Task directions.
Your answer should be a single number: the count of lines that include the word "this".

[Stored entries]

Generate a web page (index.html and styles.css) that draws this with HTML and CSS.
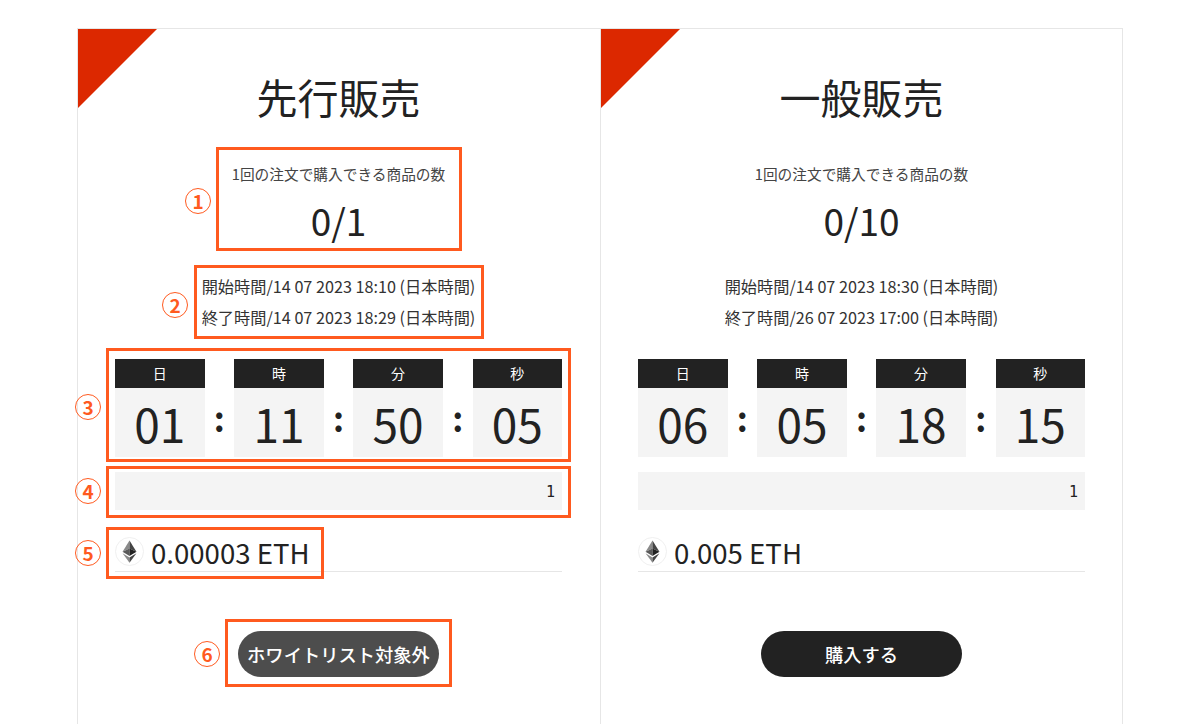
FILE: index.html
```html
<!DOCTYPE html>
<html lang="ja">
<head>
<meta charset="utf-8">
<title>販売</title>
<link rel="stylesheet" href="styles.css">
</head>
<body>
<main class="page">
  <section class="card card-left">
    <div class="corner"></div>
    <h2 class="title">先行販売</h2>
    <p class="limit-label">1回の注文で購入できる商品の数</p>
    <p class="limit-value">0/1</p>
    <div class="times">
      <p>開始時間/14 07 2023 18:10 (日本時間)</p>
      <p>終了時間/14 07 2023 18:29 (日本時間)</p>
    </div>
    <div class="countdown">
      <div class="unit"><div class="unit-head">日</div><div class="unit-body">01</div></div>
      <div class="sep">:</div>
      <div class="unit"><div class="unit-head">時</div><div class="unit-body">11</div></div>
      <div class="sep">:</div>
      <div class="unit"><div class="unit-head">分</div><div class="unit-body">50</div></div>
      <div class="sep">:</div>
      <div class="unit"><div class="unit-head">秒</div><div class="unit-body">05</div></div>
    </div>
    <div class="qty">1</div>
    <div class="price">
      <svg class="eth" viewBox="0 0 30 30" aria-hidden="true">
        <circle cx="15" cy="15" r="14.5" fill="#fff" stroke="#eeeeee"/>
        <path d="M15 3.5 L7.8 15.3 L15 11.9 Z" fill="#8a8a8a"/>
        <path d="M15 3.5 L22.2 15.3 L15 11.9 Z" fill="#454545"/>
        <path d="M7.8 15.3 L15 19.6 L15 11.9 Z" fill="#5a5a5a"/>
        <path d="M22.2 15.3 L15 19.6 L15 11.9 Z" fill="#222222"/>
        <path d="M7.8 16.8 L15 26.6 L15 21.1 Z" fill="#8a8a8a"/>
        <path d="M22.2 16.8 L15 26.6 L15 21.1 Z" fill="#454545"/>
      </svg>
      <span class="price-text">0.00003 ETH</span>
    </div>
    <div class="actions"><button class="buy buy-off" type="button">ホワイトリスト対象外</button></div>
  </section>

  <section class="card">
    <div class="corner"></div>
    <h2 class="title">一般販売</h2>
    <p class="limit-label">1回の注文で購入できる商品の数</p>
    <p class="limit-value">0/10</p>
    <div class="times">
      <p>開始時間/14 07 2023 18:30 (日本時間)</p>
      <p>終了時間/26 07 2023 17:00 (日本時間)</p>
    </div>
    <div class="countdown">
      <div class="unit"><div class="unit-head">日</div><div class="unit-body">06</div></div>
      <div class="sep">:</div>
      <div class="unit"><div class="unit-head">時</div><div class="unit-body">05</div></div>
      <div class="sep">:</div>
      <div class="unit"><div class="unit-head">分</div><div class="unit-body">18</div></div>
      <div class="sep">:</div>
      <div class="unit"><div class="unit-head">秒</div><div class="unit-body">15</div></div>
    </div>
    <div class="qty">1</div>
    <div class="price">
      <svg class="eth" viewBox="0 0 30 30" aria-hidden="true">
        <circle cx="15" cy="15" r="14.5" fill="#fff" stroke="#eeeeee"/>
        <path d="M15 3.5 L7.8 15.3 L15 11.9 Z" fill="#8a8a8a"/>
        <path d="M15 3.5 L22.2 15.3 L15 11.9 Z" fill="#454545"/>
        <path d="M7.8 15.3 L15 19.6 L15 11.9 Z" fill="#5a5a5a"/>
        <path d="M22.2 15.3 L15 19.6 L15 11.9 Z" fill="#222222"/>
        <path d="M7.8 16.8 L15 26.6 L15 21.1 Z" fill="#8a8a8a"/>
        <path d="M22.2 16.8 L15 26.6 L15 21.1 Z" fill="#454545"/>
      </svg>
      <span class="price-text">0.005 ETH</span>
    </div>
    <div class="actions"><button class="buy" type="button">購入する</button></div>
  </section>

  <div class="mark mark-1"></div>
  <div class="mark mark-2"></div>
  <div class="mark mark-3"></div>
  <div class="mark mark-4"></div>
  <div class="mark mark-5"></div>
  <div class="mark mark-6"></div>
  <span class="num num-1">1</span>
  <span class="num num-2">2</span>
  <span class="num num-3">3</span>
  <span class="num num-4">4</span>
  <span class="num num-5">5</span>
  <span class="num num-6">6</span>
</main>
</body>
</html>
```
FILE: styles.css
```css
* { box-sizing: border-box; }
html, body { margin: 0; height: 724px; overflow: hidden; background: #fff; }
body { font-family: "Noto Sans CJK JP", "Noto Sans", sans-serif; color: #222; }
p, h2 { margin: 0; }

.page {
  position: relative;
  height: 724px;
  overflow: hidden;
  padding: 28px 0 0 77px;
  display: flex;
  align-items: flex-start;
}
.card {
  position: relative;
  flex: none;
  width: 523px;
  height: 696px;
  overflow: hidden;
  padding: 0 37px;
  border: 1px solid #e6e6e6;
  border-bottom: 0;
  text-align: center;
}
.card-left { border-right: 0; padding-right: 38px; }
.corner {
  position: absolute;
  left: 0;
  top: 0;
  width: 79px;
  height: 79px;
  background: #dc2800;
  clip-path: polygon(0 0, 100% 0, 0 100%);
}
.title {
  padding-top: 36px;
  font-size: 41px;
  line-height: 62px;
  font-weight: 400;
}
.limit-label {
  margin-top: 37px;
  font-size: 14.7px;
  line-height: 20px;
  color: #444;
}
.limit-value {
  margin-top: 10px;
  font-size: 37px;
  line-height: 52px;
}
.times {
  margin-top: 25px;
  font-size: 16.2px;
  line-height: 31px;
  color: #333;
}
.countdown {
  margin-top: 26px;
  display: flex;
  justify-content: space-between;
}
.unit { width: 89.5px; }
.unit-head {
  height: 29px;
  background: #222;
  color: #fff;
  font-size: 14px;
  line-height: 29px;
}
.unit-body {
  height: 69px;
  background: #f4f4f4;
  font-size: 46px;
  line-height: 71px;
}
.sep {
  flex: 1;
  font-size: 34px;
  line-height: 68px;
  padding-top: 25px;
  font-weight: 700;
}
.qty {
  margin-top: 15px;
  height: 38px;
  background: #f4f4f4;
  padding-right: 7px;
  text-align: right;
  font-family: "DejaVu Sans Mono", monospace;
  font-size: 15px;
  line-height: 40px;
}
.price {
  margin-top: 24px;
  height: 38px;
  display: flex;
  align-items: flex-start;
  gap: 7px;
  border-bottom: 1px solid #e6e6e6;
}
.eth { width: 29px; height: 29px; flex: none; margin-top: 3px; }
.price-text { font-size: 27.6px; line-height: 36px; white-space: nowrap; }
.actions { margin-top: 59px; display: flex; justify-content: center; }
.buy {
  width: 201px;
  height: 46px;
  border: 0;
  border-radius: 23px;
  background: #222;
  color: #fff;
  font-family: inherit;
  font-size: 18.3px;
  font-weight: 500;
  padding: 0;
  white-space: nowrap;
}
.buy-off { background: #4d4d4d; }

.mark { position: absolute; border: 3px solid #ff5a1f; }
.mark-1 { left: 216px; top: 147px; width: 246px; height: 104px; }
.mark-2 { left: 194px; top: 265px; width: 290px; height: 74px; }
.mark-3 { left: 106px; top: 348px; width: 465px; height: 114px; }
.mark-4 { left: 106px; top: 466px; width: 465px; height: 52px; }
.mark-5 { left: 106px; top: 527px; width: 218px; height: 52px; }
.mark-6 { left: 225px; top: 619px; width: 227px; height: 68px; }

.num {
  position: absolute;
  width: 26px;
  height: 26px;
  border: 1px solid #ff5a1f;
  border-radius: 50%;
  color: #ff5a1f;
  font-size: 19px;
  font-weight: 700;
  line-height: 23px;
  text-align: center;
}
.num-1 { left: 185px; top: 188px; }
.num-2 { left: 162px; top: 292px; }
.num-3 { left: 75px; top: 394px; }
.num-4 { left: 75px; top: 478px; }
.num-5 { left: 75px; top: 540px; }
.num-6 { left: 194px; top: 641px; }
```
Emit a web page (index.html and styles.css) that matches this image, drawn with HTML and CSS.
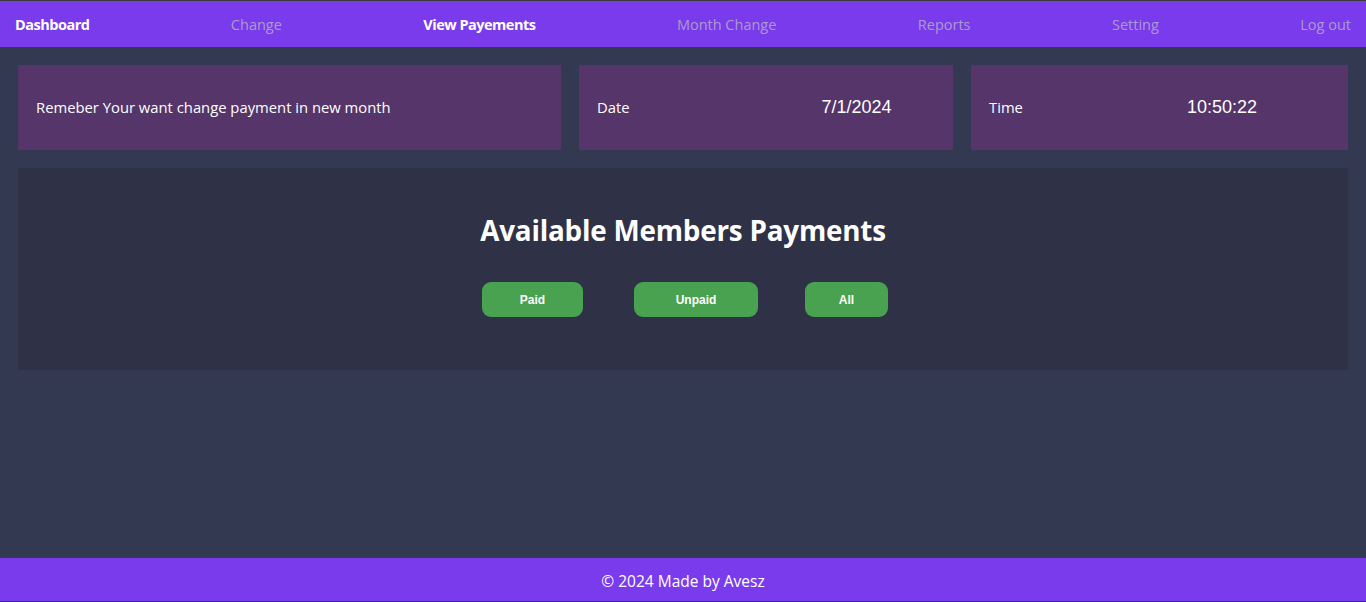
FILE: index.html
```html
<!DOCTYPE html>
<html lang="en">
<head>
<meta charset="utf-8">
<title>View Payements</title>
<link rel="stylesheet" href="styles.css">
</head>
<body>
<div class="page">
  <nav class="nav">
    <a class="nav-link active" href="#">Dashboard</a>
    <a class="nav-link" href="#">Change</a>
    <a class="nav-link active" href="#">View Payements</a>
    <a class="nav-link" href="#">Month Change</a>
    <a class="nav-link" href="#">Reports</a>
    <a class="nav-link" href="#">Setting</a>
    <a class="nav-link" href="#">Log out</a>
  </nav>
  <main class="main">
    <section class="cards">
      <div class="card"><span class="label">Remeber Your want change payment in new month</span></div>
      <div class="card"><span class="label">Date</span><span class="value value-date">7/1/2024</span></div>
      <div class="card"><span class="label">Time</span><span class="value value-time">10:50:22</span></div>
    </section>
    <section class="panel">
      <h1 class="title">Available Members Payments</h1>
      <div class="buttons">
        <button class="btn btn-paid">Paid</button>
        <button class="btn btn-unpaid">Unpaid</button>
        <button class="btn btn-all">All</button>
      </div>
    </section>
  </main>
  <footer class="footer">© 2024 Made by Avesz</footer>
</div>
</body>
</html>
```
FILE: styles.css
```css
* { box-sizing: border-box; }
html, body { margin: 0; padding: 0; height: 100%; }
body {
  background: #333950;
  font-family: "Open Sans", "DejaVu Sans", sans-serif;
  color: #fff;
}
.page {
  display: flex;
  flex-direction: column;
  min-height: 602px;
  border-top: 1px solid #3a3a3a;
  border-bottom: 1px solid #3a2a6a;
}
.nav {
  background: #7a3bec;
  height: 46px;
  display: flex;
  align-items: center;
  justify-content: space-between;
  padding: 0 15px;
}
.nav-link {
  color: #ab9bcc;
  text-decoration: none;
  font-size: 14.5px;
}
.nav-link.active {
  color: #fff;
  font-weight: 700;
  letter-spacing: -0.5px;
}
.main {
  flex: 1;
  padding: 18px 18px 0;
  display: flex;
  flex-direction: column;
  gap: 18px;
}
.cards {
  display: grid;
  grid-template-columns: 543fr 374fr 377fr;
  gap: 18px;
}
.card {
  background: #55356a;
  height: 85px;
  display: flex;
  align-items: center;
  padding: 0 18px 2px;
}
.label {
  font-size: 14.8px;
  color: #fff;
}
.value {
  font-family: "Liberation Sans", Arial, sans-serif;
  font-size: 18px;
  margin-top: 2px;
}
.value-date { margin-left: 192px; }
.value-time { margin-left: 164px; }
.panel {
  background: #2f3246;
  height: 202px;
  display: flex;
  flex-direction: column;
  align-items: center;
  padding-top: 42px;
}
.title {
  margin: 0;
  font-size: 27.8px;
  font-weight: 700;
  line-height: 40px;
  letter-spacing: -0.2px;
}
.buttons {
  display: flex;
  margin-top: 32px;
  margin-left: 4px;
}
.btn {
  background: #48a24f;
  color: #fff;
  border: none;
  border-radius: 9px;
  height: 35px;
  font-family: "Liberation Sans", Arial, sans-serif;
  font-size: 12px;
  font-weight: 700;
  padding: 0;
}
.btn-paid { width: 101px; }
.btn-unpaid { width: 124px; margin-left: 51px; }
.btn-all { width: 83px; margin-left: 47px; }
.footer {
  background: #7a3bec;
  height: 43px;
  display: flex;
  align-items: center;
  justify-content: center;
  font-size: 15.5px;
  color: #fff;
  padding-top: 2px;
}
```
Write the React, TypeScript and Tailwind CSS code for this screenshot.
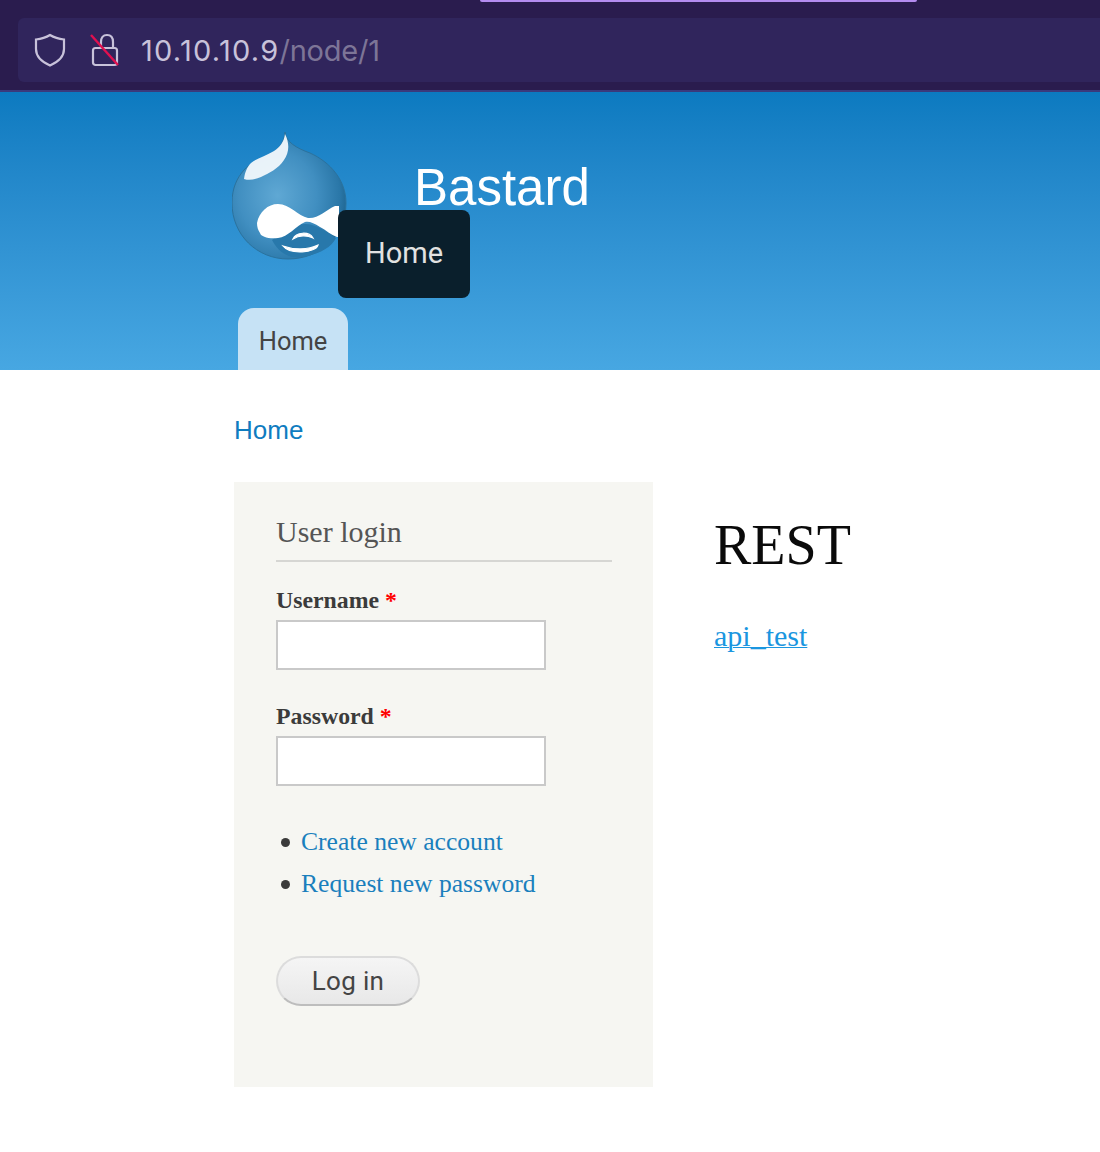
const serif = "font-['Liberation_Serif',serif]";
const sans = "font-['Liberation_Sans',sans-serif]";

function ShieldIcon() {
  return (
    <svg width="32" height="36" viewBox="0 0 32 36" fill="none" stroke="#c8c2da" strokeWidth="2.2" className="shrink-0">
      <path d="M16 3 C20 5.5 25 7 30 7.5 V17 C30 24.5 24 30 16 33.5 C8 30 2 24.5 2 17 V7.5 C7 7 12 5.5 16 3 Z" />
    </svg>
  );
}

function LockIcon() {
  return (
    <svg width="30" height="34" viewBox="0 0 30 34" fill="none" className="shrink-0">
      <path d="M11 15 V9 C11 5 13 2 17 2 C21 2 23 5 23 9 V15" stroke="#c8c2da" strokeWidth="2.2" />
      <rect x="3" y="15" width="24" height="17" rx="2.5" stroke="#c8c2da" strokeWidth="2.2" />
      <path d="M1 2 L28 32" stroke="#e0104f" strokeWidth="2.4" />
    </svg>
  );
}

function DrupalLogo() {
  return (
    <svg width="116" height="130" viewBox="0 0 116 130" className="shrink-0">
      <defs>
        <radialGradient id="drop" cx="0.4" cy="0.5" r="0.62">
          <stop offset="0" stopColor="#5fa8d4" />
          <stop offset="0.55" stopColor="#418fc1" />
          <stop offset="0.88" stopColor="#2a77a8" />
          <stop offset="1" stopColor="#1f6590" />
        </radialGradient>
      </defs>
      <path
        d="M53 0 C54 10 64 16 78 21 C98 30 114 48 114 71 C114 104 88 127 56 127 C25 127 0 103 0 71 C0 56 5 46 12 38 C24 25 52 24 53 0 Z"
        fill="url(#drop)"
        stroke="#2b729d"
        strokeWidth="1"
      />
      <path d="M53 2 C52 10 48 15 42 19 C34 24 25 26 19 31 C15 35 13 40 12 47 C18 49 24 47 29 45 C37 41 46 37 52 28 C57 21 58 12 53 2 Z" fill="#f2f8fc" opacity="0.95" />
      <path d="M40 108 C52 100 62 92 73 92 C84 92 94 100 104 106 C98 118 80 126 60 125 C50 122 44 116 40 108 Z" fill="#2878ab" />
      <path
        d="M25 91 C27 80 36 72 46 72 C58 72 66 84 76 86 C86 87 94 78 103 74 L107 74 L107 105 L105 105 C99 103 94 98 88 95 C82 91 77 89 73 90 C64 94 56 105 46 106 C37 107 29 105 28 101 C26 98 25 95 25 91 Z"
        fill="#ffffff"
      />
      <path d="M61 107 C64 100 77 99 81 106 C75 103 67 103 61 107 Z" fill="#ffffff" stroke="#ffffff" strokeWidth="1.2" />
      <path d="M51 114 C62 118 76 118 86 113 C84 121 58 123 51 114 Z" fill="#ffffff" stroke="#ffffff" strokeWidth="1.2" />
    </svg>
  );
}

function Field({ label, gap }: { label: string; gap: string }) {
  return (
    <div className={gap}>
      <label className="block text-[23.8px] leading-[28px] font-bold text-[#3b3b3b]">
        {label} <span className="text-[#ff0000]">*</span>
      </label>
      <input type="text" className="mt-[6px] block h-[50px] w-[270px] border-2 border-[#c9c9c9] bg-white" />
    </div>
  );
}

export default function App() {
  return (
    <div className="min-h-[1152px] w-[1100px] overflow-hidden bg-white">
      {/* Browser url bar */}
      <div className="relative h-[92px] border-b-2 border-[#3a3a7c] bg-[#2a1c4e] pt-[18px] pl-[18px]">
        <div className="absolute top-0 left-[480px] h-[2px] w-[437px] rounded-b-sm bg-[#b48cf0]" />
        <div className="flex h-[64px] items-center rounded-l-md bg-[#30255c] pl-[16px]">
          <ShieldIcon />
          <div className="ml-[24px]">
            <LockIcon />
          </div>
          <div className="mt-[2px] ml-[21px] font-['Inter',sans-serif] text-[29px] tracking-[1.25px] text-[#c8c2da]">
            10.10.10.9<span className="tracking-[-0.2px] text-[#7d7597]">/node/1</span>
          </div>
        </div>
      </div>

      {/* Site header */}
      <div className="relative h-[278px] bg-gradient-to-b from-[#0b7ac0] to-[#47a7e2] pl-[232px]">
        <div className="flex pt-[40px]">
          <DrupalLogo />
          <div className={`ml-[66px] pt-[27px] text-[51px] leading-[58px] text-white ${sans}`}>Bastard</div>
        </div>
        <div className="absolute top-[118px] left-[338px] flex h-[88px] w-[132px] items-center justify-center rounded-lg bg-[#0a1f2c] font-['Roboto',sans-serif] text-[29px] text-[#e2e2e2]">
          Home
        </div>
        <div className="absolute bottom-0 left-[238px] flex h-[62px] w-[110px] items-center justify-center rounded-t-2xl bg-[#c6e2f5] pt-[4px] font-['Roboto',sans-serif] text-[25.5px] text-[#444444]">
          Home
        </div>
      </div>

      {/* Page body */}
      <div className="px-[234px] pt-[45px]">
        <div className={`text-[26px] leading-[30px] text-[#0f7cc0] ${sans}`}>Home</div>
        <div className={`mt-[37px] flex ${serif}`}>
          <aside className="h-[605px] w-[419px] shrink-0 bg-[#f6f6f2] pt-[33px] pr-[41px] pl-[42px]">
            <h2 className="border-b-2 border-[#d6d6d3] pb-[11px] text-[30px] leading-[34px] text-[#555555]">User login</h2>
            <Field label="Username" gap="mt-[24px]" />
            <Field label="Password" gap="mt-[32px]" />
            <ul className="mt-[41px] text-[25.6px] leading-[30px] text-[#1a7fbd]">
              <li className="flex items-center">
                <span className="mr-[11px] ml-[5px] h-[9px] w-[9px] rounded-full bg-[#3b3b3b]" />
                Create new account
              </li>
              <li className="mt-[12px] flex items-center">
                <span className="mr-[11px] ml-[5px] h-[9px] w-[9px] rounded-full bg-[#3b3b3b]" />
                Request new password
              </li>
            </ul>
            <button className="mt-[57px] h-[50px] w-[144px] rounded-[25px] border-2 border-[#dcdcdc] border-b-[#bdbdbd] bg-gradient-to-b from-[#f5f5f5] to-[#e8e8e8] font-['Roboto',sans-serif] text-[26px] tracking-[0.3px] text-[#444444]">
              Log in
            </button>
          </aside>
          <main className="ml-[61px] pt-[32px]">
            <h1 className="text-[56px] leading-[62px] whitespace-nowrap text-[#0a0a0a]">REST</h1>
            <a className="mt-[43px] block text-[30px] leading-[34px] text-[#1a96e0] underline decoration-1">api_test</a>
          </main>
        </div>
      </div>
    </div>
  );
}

Task response.
3